**SUPPLIED INFORMATION:**
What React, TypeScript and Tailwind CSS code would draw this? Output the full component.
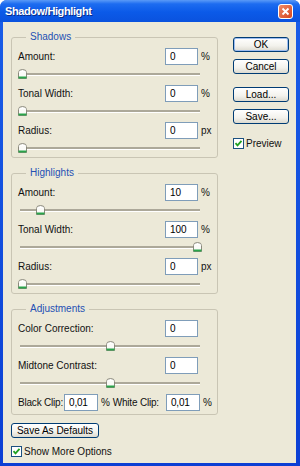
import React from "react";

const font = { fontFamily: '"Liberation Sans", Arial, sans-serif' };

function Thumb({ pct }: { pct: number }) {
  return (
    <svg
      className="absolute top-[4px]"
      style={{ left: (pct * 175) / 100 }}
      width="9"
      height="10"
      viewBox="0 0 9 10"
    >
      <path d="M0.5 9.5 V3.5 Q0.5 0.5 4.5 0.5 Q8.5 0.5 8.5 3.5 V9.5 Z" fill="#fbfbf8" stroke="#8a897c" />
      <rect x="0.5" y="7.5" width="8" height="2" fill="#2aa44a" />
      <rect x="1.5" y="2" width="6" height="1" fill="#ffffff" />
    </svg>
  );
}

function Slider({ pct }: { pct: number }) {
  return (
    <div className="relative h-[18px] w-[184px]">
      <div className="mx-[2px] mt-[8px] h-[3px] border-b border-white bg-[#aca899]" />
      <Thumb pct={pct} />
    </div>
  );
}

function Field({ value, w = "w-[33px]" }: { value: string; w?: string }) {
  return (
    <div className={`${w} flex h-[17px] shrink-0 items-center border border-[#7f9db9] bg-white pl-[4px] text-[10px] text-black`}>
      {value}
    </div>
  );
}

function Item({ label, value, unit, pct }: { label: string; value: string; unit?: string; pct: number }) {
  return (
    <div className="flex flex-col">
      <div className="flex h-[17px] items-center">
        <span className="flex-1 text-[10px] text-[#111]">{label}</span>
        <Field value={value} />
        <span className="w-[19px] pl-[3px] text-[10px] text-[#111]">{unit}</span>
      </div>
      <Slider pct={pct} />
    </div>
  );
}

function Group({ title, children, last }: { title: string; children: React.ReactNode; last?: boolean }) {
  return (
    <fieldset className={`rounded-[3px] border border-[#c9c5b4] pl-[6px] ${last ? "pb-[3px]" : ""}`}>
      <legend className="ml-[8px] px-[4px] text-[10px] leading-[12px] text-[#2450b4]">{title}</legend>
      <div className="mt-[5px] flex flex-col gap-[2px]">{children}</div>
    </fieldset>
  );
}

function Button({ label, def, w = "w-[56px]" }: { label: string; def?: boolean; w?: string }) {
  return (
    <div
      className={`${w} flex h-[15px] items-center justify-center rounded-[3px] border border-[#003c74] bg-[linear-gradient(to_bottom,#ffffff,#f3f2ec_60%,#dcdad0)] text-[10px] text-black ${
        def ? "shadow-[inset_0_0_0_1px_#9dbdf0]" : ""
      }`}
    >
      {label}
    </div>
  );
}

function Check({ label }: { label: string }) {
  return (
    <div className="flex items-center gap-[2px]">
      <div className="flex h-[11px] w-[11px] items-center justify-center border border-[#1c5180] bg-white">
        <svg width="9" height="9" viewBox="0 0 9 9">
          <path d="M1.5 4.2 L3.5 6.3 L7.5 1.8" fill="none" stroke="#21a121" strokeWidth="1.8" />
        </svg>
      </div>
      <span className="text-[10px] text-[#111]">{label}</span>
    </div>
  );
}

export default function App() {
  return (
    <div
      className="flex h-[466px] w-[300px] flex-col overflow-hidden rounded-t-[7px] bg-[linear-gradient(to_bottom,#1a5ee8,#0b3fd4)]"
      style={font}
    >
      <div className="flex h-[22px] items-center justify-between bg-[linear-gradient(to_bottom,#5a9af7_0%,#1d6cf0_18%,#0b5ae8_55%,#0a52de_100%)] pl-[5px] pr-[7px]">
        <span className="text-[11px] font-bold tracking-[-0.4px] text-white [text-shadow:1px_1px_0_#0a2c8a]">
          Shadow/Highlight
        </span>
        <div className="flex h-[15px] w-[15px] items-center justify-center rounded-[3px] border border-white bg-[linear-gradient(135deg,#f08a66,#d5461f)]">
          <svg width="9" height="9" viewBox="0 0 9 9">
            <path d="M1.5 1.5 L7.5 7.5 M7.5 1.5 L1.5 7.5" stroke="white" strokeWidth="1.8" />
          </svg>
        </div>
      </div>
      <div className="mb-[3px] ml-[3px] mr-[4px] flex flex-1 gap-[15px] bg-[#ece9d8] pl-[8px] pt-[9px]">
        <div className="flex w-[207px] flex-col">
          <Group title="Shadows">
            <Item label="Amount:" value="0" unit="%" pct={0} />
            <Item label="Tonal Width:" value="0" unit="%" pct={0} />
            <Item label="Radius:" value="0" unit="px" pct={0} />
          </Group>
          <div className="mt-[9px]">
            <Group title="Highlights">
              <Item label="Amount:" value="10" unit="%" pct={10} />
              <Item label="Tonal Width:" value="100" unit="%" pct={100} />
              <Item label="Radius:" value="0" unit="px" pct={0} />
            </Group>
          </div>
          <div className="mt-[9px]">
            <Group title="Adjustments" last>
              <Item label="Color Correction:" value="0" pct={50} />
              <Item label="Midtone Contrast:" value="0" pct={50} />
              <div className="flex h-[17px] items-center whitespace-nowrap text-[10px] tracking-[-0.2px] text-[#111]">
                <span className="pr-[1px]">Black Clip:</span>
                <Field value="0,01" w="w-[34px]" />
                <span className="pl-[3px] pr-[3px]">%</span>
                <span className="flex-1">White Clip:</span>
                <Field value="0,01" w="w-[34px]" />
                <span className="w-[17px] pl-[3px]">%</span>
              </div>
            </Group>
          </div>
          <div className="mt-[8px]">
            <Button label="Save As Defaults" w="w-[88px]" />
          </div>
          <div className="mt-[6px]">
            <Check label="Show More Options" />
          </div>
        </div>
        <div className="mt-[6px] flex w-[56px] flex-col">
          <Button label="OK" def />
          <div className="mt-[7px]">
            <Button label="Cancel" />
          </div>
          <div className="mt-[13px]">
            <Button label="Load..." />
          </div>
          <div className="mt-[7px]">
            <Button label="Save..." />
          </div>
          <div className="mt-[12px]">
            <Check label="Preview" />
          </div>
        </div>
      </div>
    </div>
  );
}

**WHAT THE EXERCISE ASKS:**
Extract all the data above exactly, excluding every picture.

**SOLUTION TO THE PROBLEM:**
What React, TypeScript and Tailwind CSS code would draw this? Output the full component.
import React from "react";

const font = { fontFamily: '"Liberation Sans", Arial, sans-serif' };

function Thumb({ pct }: { pct: number }) {
  return (
    <svg
      className="absolute top-[4px]"
      style={{ left: (pct * 175) / 100 }}
      width="9"
      height="10"
      viewBox="0 0 9 10"
    >
      <path d="M0.5 9.5 V3.5 Q0.5 0.5 4.5 0.5 Q8.5 0.5 8.5 3.5 V9.5 Z" fill="#fbfbf8" stroke="#8a897c" />
      <rect x="0.5" y="7.5" width="8" height="2" fill="#2aa44a" />
      <rect x="1.5" y="2" width="6" height="1" fill="#ffffff" />
    </svg>
  );
}

function Slider({ pct }: { pct: number }) {
  return (
    <div className="relative h-[18px] w-[184px]">
      <div className="mx-[2px] mt-[8px] h-[3px] border-b border-white bg-[#aca899]" />
      <Thumb pct={pct} />
    </div>
  );
}

function Field({ value, w = "w-[33px]" }: { value: string; w?: string }) {
  return (
    <div className={`${w} flex h-[17px] shrink-0 items-center border border-[#7f9db9] bg-white pl-[4px] text-[10px] text-black`}>
      {value}
    </div>
  );
}

function Item({ label, value, unit, pct }: { label: string; value: string; unit?: string; pct: number }) {
  return (
    <div className="flex flex-col">
      <div className="flex h-[17px] items-center">
        <span className="flex-1 text-[10px] text-[#111]">{label}</span>
        <Field value={value} />
        <span className="w-[19px] pl-[3px] text-[10px] text-[#111]">{unit}</span>
      </div>
      <Slider pct={pct} />
    </div>
  );
}

function Group({ title, children, last }: { title: string; children: React.ReactNode; last?: boolean }) {
  return (
    <fieldset className={`rounded-[3px] border border-[#c9c5b4] pl-[6px] ${last ? "pb-[3px]" : ""}`}>
      <legend className="ml-[8px] px-[4px] text-[10px] leading-[12px] text-[#2450b4]">{title}</legend>
      <div className="mt-[5px] flex flex-col gap-[2px]">{children}</div>
    </fieldset>
  );
}

function Button({ label, def, w = "w-[56px]" }: { label: string; def?: boolean; w?: string }) {
  return (
    <div
      className={`${w} flex h-[15px] items-center justify-center rounded-[3px] border border-[#003c74] bg-[linear-gradient(to_bottom,#ffffff,#f3f2ec_60%,#dcdad0)] text-[10px] text-black ${
        def ? "shadow-[inset_0_0_0_1px_#9dbdf0]" : ""
      }`}
    >
      {label}
    </div>
  );
}

function Check({ label }: { label: string }) {
  return (
    <div className="flex items-center gap-[2px]">
      <div className="flex h-[11px] w-[11px] items-center justify-center border border-[#1c5180] bg-white">
        <svg width="9" height="9" viewBox="0 0 9 9">
          <path d="M1.5 4.2 L3.5 6.3 L7.5 1.8" fill="none" stroke="#21a121" strokeWidth="1.8" />
        </svg>
      </div>
      <span className="text-[10px] text-[#111]">{label}</span>
    </div>
  );
}

export default function App() {
  return (
    <div
      className="flex h-[466px] w-[300px] flex-col overflow-hidden rounded-t-[7px] bg-[linear-gradient(to_bottom,#1a5ee8,#0b3fd4)]"
      style={font}
    >
      <div className="flex h-[22px] items-center justify-between bg-[linear-gradient(to_bottom,#5a9af7_0%,#1d6cf0_18%,#0b5ae8_55%,#0a52de_100%)] pl-[5px] pr-[7px]">
        <span className="text-[11px] font-bold tracking-[-0.4px] text-white [text-shadow:1px_1px_0_#0a2c8a]">
          Shadow/Highlight
        </span>
        <div className="flex h-[15px] w-[15px] items-center justify-center rounded-[3px] border border-white bg-[linear-gradient(135deg,#f08a66,#d5461f)]">
          <svg width="9" height="9" viewBox="0 0 9 9">
            <path d="M1.5 1.5 L7.5 7.5 M7.5 1.5 L1.5 7.5" stroke="white" strokeWidth="1.8" />
          </svg>
        </div>
      </div>
      <div className="mb-[3px] ml-[3px] mr-[4px] flex flex-1 gap-[15px] bg-[#ece9d8] pl-[8px] pt-[9px]">
        <div className="flex w-[207px] flex-col">
          <Group title="Shadows">
            <Item label="Amount:" value="0" unit="%" pct={0} />
            <Item label="Tonal Width:" value="0" unit="%" pct={0} />
            <Item label="Radius:" value="0" unit="px" pct={0} />
          </Group>
          <div className="mt-[9px]">
            <Group title="Highlights">
              <Item label="Amount:" value="10" unit="%" pct={10} />
              <Item label="Tonal Width:" value="100" unit="%" pct={100} />
              <Item label="Radius:" value="0" unit="px" pct={0} />
            </Group>
          </div>
          <div className="mt-[9px]">
            <Group title="Adjustments" last>
              <Item label="Color Correction:" value="0" pct={50} />
              <Item label="Midtone Contrast:" value="0" pct={50} />
              <div className="flex h-[17px] items-center whitespace-nowrap text-[10px] tracking-[-0.2px] text-[#111]">
                <span className="pr-[1px]">Black Clip:</span>
                <Field value="0,01" w="w-[34px]" />
                <span className="pl-[3px] pr-[3px]">%</span>
                <span className="flex-1">White Clip:</span>
                <Field value="0,01" w="w-[34px]" />
                <span className="w-[17px] pl-[3px]">%</span>
              </div>
            </Group>
          </div>
          <div className="mt-[8px]">
            <Button label="Save As Defaults" w="w-[88px]" />
          </div>
          <div className="mt-[6px]">
            <Check label="Show More Options" />
          </div>
        </div>
        <div className="mt-[6px] flex w-[56px] flex-col">
          <Button label="OK" def />
          <div className="mt-[7px]">
            <Button label="Cancel" />
          </div>
          <div className="mt-[13px]">
            <Button label="Load..." />
          </div>
          <div className="mt-[7px]">
            <Button label="Save..." />
          </div>
          <div className="mt-[12px]">
            <Check label="Preview" />
          </div>
        </div>
      </div>
    </div>
  );
}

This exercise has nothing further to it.